Olas de democracia

Creer en la democracia tiene mucho de "acto de fe"

Desde que en 1996 el conocido politólogo estadounidense publicara su obra Waves of Democracy, la imagen mental de la Historia y la Política como un oleaje me anda rebotando en la cabeza y choca en mi cerebro como en un acantilado. Pienso que quizás no haya mejor metáfora que la de las olas para representar algo que fluye continuamente, que avanza y retrocede en una secuencia sin fin, que está en constante cambio y que, al mismo tiempo, mantiene su estructura molecular; algo que, unas veces de manera imperceptible y otras violentamente, termina ganando terreno y transformando la realidad que le rodea y que contiene.

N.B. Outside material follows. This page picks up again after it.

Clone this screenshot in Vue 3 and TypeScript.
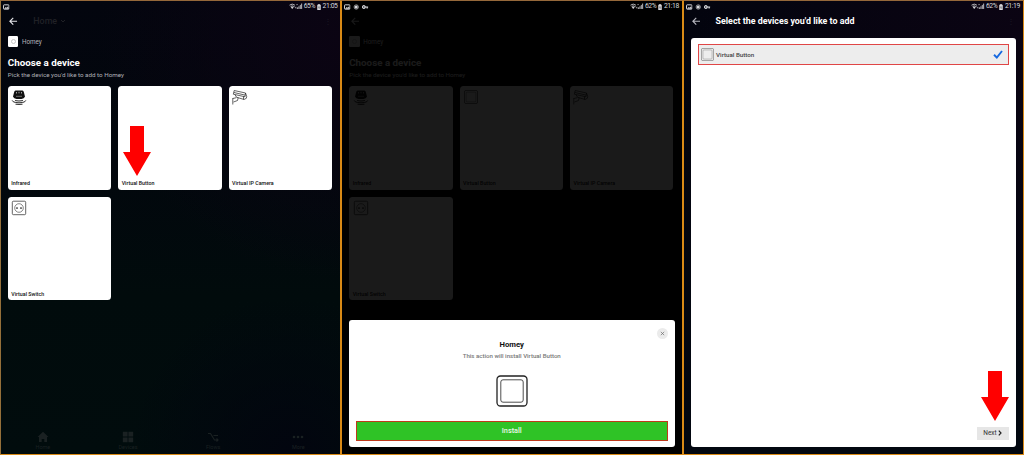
<script setup lang="ts">
interface Device {
  name: string
  icon: string
}

interface NavItem {
  label: string
  icon: string
}

const devices: Device[] = [
  { name: 'Infrared', icon: 'infrared' },
  { name: 'Virtual Button', icon: 'button' },
  { name: 'Virtual IP Camera', icon: 'camera' },
  { name: 'Virtual Switch', icon: 'socket' },
]

const navItems: NavItem[] = [
  { label: 'Home', icon: 'home' },
  { label: 'Devices', icon: 'grid' },
  { label: 'Flows', icon: 'flow' },
  { label: 'More', icon: 'more' },
]

const screens = [
  { id: 'choose', battery: '65%', time: '21:05', notices: ['photo'] },
  { id: 'install', battery: '62%', time: '21:18', notices: ['photo', 'disc', 'key'] },
  { id: 'select', battery: '62%', time: '21:19', notices: ['photo', 'disc', 'key'] },
]
</script>

<template>
  <svg class="defs" width="0" height="0" aria-hidden="true">
    <symbol id="photo" viewBox="0 0 12 10">
      <rect x="1" y="1" width="10" height="8" rx="1" fill="none" stroke="currentColor" stroke-width="1.8" />
      <path d="M2 8l3-3 2 1.5L9 4l2 4z" fill="currentColor" />
    </symbol>
    <symbol id="disc" viewBox="0 0 12 10">
      <circle cx="6" cy="5" r="4" fill="none" stroke="currentColor" stroke-width="1.2" />
      <circle cx="6" cy="5" r="2.8" fill="currentColor" />
    </symbol>
    <symbol id="key" viewBox="0 0 12 10">
      <circle cx="3.4" cy="5" r="2.4" fill="none" stroke="currentColor" stroke-width="2.2" />
      <path d="M5 5h6.5M9.5 5v2.8" stroke="currentColor" stroke-width="2.2" fill="none" />
    </symbol>
    <symbol id="signal" viewBox="0 0 26 12">
      <path d="M1 4q5-4 10 0M3 6.5q3-2.5 6 0" fill="none" stroke="currentColor" stroke-width="1.6" />
      <path d="M4 7.5h4l-2 3zM10 6l3 4M13 7v3" fill="currentColor" stroke="currentColor" stroke-width="1" />
      <path d="M14 2l2 2M16 2l-2 2" stroke="currentColor" />
      <path d="M16 11V8M18.5 11V6M21 11V3.5M23.5 11V1" stroke="currentColor" stroke-width="1.6" />
    </symbol>
    <symbol id="battery" viewBox="0 0 8 12">
      <path d="M2.5 0h3v1.5H7.5V12H.5V1.5h2z" fill="currentColor" />
      <path d="M4.5 4L3 7h2l-1 3" fill="none" stroke="#222" stroke-width=".8" />
    </symbol>
    <symbol id="back" viewBox="0 0 10 10">
      <path d="M9.5 5H1.3M5 1L1 5l4 4" fill="none" stroke="currentColor" stroke-width="1.3" />
    </symbol>
    <symbol id="infrared" viewBox="0 0 16 16">
      <path d="M4.5 1.5h7q1 .2 1.400 1.800l1.100 4.400q-1 2-3.500 2.300h-5Q3 9.700 2 7.700l1.100-4.400Q3.500 1.700 4.500 1.500z" fill="currentColor" />
      <path d="M5.500 3v1.500M8 2.800v1.500M10.500 3v1.500" stroke="#fff" stroke-width=".6" />
      <path d="M5 7.300h6" stroke="#fff" stroke-width=".4" />
      <path d="M4 11.600q4 .8 8 0M1.200 11.400q.3 1.500 3.300 2.100 3.500.6 7 0 3-.6 3.300-2.100M4.500 15.200q3.500.5 7 0" fill="none" stroke="currentColor" stroke-width=".9" />
    </symbol>
    <symbol id="button" viewBox="0 0 32 32">
      <rect x="1" y="1" width="30" height="30" rx="3.5" fill="none" stroke="currentColor" stroke-width="1.3" />
      <rect x="4.8" y="4.8" width="22.4" height="22.4" rx="2.2" fill="none" stroke="currentColor" stroke-width=".8" />
    </symbol>
    <symbol id="camera" viewBox="0 0 16 16">
      <path d="M2.200 1.500L13.500 4 13 7.800 1.300 5.200zM2 3.500l11 2.600M13.500 4l1.200 3.500-.4 1.800-2.300 1.200L4.500 8.200 3 5.700M11.500 7.500v2.800M6.200 8.700L5.500 11.500 1.500 13M.8 9v6.500M.8 9.500l3.500-.8" fill="none" stroke="currentColor" stroke-width=".65" />
    </symbol>
    <symbol id="socket" viewBox="0 0 16 16">
      <rect x="1.300" y="1.200" width="13.400" height="13.500" rx="1.200" fill="none" stroke="currentColor" stroke-width=".65" />
      <circle cx="8" cy="8" r="4.300" fill="none" stroke="currentColor" stroke-width=".5" />
      <circle cx="6" cy="8" r=".85" fill="currentColor" />
      <circle cx="10" cy="8" r=".85" fill="currentColor" />
    </symbol>
    <symbol id="home" viewBox="0 0 12 12">
      <path d="M6 .8L11.500 6H10v5H7.300V8H4.700v3H2V6H.5z" fill="currentColor" />
    </symbol>
    <symbol id="grid" viewBox="0 0 12 12">
      <path d="M.8.8h4.800v4.800H.8zM6.400.8h4.800v4.800H6.400zM.8 6.400h4.800v4.800H.8zM6.400 6.400h4.800v4.800H6.400z" fill="currentColor" />
    </symbol>
    <symbol id="flow" viewBox="0 0 12 12">
      <path d="M1 2.500h2.500l4 6.500H11M6.500 4.500H11M9.500 7.500L11 9 9.500 10.500" fill="none" stroke="currentColor" stroke-width="1.200" />
    </symbol>
    <symbol id="more" viewBox="0 0 12 12">
      <circle cx="2" cy="6" r="1.300" fill="currentColor" />
      <circle cx="6" cy="6" r="1.300" fill="currentColor" />
      <circle cx="10" cy="6" r="1.300" fill="currentColor" />
    </symbol>
    <symbol id="arrow" viewBox="0 0 28 50">
      <path d="M7 0h14v26h7L14 50 0 26h7z" fill="#f00" />
    </symbol>
  </svg>

  <main class="board">
    <section v-for="screen in screens" :key="screen.id" class="screen" :class="screen.id">
      <header class="status">
        <div class="notices">
          <svg v-for="n in screen.notices" :key="n" class="notice"><use :href="'#' + n" /></svg>
        </div>
        <div class="system">
          <svg class="signal"><use href="#signal" /></svg>
          <span class="percent">{{ screen.battery }}</span>
          <svg class="battery"><use href="#battery" /></svg>
          <span class="time">{{ screen.time }}</span>
        </div>
      </header>

      <template v-if="screen.id === 'select'">
        <div class="topbar">
          <svg class="back"><use href="#back" /></svg>
          <h1 class="select-title">Select the devices you'd like to add</h1>
          <span class="plus">⋮</span>
        </div>
        <div class="list-card">
          <div class="device-row">
            <svg class="row-icon"><use href="#button" /></svg>
            <span class="row-name">Virtual Button</span>
            <svg class="check" viewBox="0 0 10 9"><path d="M1 4.800L3.800 7.500 9 1" fill="none" stroke="#1769e0" stroke-width="1.900" /></svg>
          </div>
          <button class="next">
            Next
            <svg class="chevron" viewBox="0 0 4 6"><path d="M.8.7L3 3 .8 5.300" fill="none" stroke="#222" stroke-width="1.200" /></svg>
          </button>
          <svg class="pointer next-pointer"><use href="#arrow" /></svg>
        </div>
      </template>

      <template v-else>
        <div class="page">
          <div class="topbar">
            <svg class="back"><use href="#back" /></svg>
            <span class="home-title">Home</span>
            <svg class="caret" viewBox="0 0 6 4"><path d="M1 1l2 2 2-2" fill="none" stroke="currentColor" /></svg>
            <span class="plus">⋮</span>
          </div>
          <div class="brand">
            <span class="brand-logo"><i class="ring"></i></span>
            <span class="brand-name">Homey</span>
          </div>
          <h2 class="heading">Choose a device</h2>
          <p class="hint">Pick the device you'd like to add to Homey</p>
          <div class="tiles">
            <article v-for="d in devices" :key="d.name" class="tile">
              <svg v-if="d.icon !== 'button' || screen.id === 'install'" class="tile-icon" :class="'is-' + d.icon"><use :href="'#' + d.icon" /></svg>
              <span class="tile-name">{{ d.name }}</span>
              <svg v-if="d.icon === 'button' && screen.id === 'choose'" class="pointer tile-pointer"><use href="#arrow" /></svg>
            </article>
          </div>
          <nav v-if="screen.id === 'choose'" class="nav">
            <div v-for="item in navItems" :key="item.label" class="nav-item">
              <svg class="nav-icon"><use :href="'#' + item.icon" /></svg>
              <span>{{ item.label }}</span>
            </div>
          </nav>
        </div>

        <div v-if="screen.id === 'install'" class="dialog">
          <button class="close" aria-label="Close">
            <svg viewBox="0 0 6 6"><path d="M1 1l4 4M5 1L1 5" stroke="#666" stroke-width=".8" /></svg>
          </button>
          <h3 class="dialog-title">Homey</h3>
          <p class="dialog-text">This action will install Virtual Button</p>
          <svg class="dialog-icon"><use href="#button" /></svg>
          <button class="confirm">Install</button>
        </div>
      </template>
    </section>
  </main>
</template>

<style>
body {
  margin: 0;
  background: #000;
}
</style>

<style scoped>
.defs {
  position: absolute;
}
.board {
  display: grid;
  grid-template-columns: 341px 342px 341px;
  width: 1024px;
  height: 455px;
  font-family: Roboto, "Liberation Sans", sans-serif;
  color: #fff;
  overflow: hidden;
}
.screen {
  position: relative;
  box-sizing: border-box;
  height: 455px;
  border: 1px solid #d98a16;
  border-top-color: #95683a;
  display: flex;
  flex-direction: column;
}
.choose {
  border-left-color: #95703a;
  background: radial-gradient(circle at 100% 8%, #0b0413 0%, transparent 45%),
    radial-gradient(circle at 85% 100%, #02050f 0%, transparent 30%),
    linear-gradient(180deg, #03050e 0%, #02070d 35%, #010b0c 65%, #010c0d 100%);
}
.install {
  background: #000;
}
.select {
  background: radial-gradient(circle at 100% 5%, #0b0413 0%, transparent 60%),
    linear-gradient(180deg, #03040e 0%, #020710 100%);
}
.status {
  display: flex;
  justify-content: space-between;
  align-items: center;
  height: 11px;
  padding: 0 2.5px 0 2px;
  margin-bottom: -1px;
  font-size: 6.8px;
  line-height: 11px;
  color: #d8d8dc;
}
.install .status,
.select .status {
  padding-right: 3.2px;
}
.notices,
.system {
  display: flex;
  align-items: center;
}
.notices {
  gap: 2.5px;
}
.notice {
  width: 6.5px;
  height: 6px;
}
.signal {
  width: 14px;
  height: 6.5px;
  margin-right: 0.5px;
}
.percent,
.time {
  letter-spacing: -0.4px;
}
.battery {
  width: 4px;
  height: 6px;
  margin: 0 2px 0 1.5px;
}
.page {
  flex: 1;
  display: flex;
  flex-direction: column;
  padding: 0 8px 0 6.8px;
}
.install .page {
  opacity: 0.1;
  padding-left: 7.2px;
}
.topbar {
  display: flex;
  align-items: center;
  height: 20px;
}
.back {
  width: 8.5px;
  height: 8.5px;
  margin-left: 1.5px;
  color: #e6e6ea;
}
.home-title {
  margin-left: 15.5px;
  font-size: 8.9px;
  font-weight: 500;
  line-height: 20px;
  color: #202126;
}
.caret {
  width: 6px;
  height: 4px;
  margin-left: 3px;
  color: #202126;
}
.plus {
  margin-left: auto;
  font-size: 8px;
  color: #1b1824;
}
.install .home-title,
.install .caret,
.install .plus {
  visibility: hidden;
}
.brand {
  display: flex;
  align-items: center;
  gap: 3.5px;
  margin-top: 5px;
  height: 11px;
}
.brand-logo {
  display: grid;
  place-items: center;
  width: 10.6px;
  height: 10.6px;
  border-radius: 1.2px;
  background: #fff;
}
.ring {
  box-sizing: border-box;
  width: 5px;
  height: 5px;
  border: 1px solid #c4c4c4;
  border-radius: 50%;
}
.brand-name {
  font-size: 6.3px;
  color: #b4b5ba;
}
.heading {
  margin: 9px 0 0;
  font-size: 9.8px;
  font-weight: 700;
  line-height: 14px;
}
.hint {
  margin: 0;
  font-size: 6.25px;
  line-height: 10px;
  color: #b0b1b6;
}
.install .brand-name,
.install .hint {
  color: #fff;
}
.tiles {
  display: grid;
  grid-template-columns: repeat(3, 103.4px);
  grid-auto-rows: 103.5px;
  gap: 7px;
  margin-top: 6px;
}
.tile {
  position: relative;
  display: flex;
  flex-direction: column;
  box-sizing: border-box;
  padding: 3px 3.5px 2.5px;
  border-radius: 3.5px;
  background: #fff;
  color: #111;
}
.tile-icon {
  width: 16px;
  height: 16px;
}
.is-button {
  padding: 1px;
  box-sizing: border-box;
}
.tile-name {
  margin-top: auto;
  font-size: 5.3px;
  font-weight: 500;
  line-height: 8px;
}
.pointer {
  position: absolute;
  width: 28px;
  height: 50px;
}
.tile-pointer {
  left: 5px;
  top: 40px;
}
.nav {
  display: flex;
  margin: auto -9px 0 -7.5px;
  padding-bottom: 3px;
  color: #1a2122;
}
.nav-item {
  flex: 1;
  display: flex;
  flex-direction: column;
  align-items: center;
  font-size: 5.5px;
  line-height: 7px;
}
.nav-icon {
  width: 12px;
  height: 12px;
  margin-bottom: 1px;
}
.dialog {
  position: absolute;
  left: 7px;
  right: 7.5px;
  top: 319.3px;
  height: 126.4px;
  box-sizing: border-box;
  padding: 7.5px 7px 6px;
  border-radius: 3px;
  background: #fff;
  color: #111;
  display: flex;
  flex-direction: column;
  align-items: center;
}
.close {
  align-self: flex-end;
  display: grid;
  place-items: center;
  width: 11px;
  height: 11px;
  padding: 0;
  border: 0;
  border-radius: 50%;
  background: #ebebeb;
}
.close svg {
  width: 5px;
  height: 5px;
}
.dialog-title {
  margin: 1px 0 0;
  font-size: 7.7px;
  font-weight: 700;
  line-height: 10px;
}
.dialog-text {
  margin: 1px 0 0;
  font-size: 6.1px;
  font-weight: 500;
  line-height: 10px;
  color: #777;
}
.dialog-icon {
  width: 32px;
  height: 32px;
  margin-top: 14px;
  color: #222;
}
.confirm {
  align-self: stretch;
  height: 20px;
  margin-top: auto;
  padding: 0;
  border: 1px solid #bf3a1b;
  background: #2fc326;
  color: #e9f8e7;
  font: 500 7.3px/18px Roboto, "Liberation Sans", sans-serif;
}
.select .topbar {
  padding: 0 8px 0 6px;
}
.select .back {
  color: #b8b8c0;
}
.select-title {
  margin: 0 0 0 15.5px;
  font-size: 8.9px;
  font-weight: 700;
  line-height: 20px;
}
.list-card {
  position: relative;
  flex: 1;
  box-sizing: border-box;
  margin: 7px 7.5px 7.5px 6.6px;
  padding: 6px 7px 7px;
  border-radius: 3px;
  background: #fff;
  display: flex;
  flex-direction: column;
}
.device-row {
  display: flex;
  align-items: center;
  box-sizing: border-box;
  height: 21px;
  padding: 0 5px 0 2px;
  border: 1px solid #e04646;
  background: #ededed;
}
.row-icon {
  width: 13px;
  height: 13px;
  color: #555;
}
.row-name {
  margin-left: 2.5px;
  font-size: 6.2px;
  font-weight: 500;
  color: #444;
}
.check {
  width: 10px;
  height: 9px;
  margin-left: auto;
}
.next {
  align-self: flex-end;
  display: flex;
  align-items: center;
  justify-content: center;
  gap: 1px;
  width: 32px;
  height: 12.5px;
  margin-top: auto;
  padding: 0;
  border: 0;
  background: #e6e6e6;
  color: #333;
  font: 400 6.5px/12px Roboto, "Liberation Sans", sans-serif;
}
.chevron {
  width: 4px;
  height: 6px;
}
.next-pointer {
  right: 6.5px;
  bottom: 25.5px;
}
</style>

Afirma Markoff que así se comporta la democracia. Y sus argumentos me convencen. La democracia está muy lejos de ser, como algunos aún creen, ese sistema político perfecto que los humanos somos incapaces de manejar con perfección: esto ya se ha dicho repetidas veces, desde Solón a Churchill, pasando por el Maquiavelo de los Discursos sobre la primera década de Tito Livio, Harrington o Montesquieu. La democracia no es tampoco -o, al menos, no lo es solamente- un conjunto predefinido de instituciones, marcos legales, pautas y modos políticos. La democracia es, ante todo, una forma de convivencia basada en la tolerancia y el pluralismo que tiende esencialmente a su permanente reinvención y que, a golpe de oleada, agitada por los movimientos sociales de cada época y generación, avanza hacia nuevas conquistas en derechos y deberes. Nunca está acabada.

Al igual que el oleaje es generado por el viento, la democracia está impulsada por el aliento constante que le insuflan la filosofía, el humanismo y la economía (en el sentido más griego posible: la administración del oikos) y por lo que de ella demandan las personas. Cabe pensar que una democracia que careciera de este impulso, de este espíritu y de este movimiento permanente sería, por encima de cualquier otra estimación, un sistema político finiquitado y muerto. Tan nefasto es considerarla inútil como considerarla culminada, pues este último extremo nos pone en brazos de la desesperanza y al borde de un abismo similar al ya aventurado por Francis Fukuyama cuando, a comienzos de los noventa, nos hablaba del "fin de la Historia".

Llegados a este punto, lo cierto es que creer en la democracia tiene mucho de "acto de fe" y de profesión quasi religiosa, de apuesta por una tierra prometida que no sabemos ni cómo será ni en qué consistirá. A algunos les dará seguridad y sosiego pensar que ya hemos alcanzado una democracia plena; otros sentirán terror al no saber adónde nos conducirá su oleaje; finalmente, otros disfrutarán del riesgo surfeando sobre la cresta más alta.

Busquen su sitio entre las olas y asuman que, a estas alturas, es normal que estemos todos un poco mareados.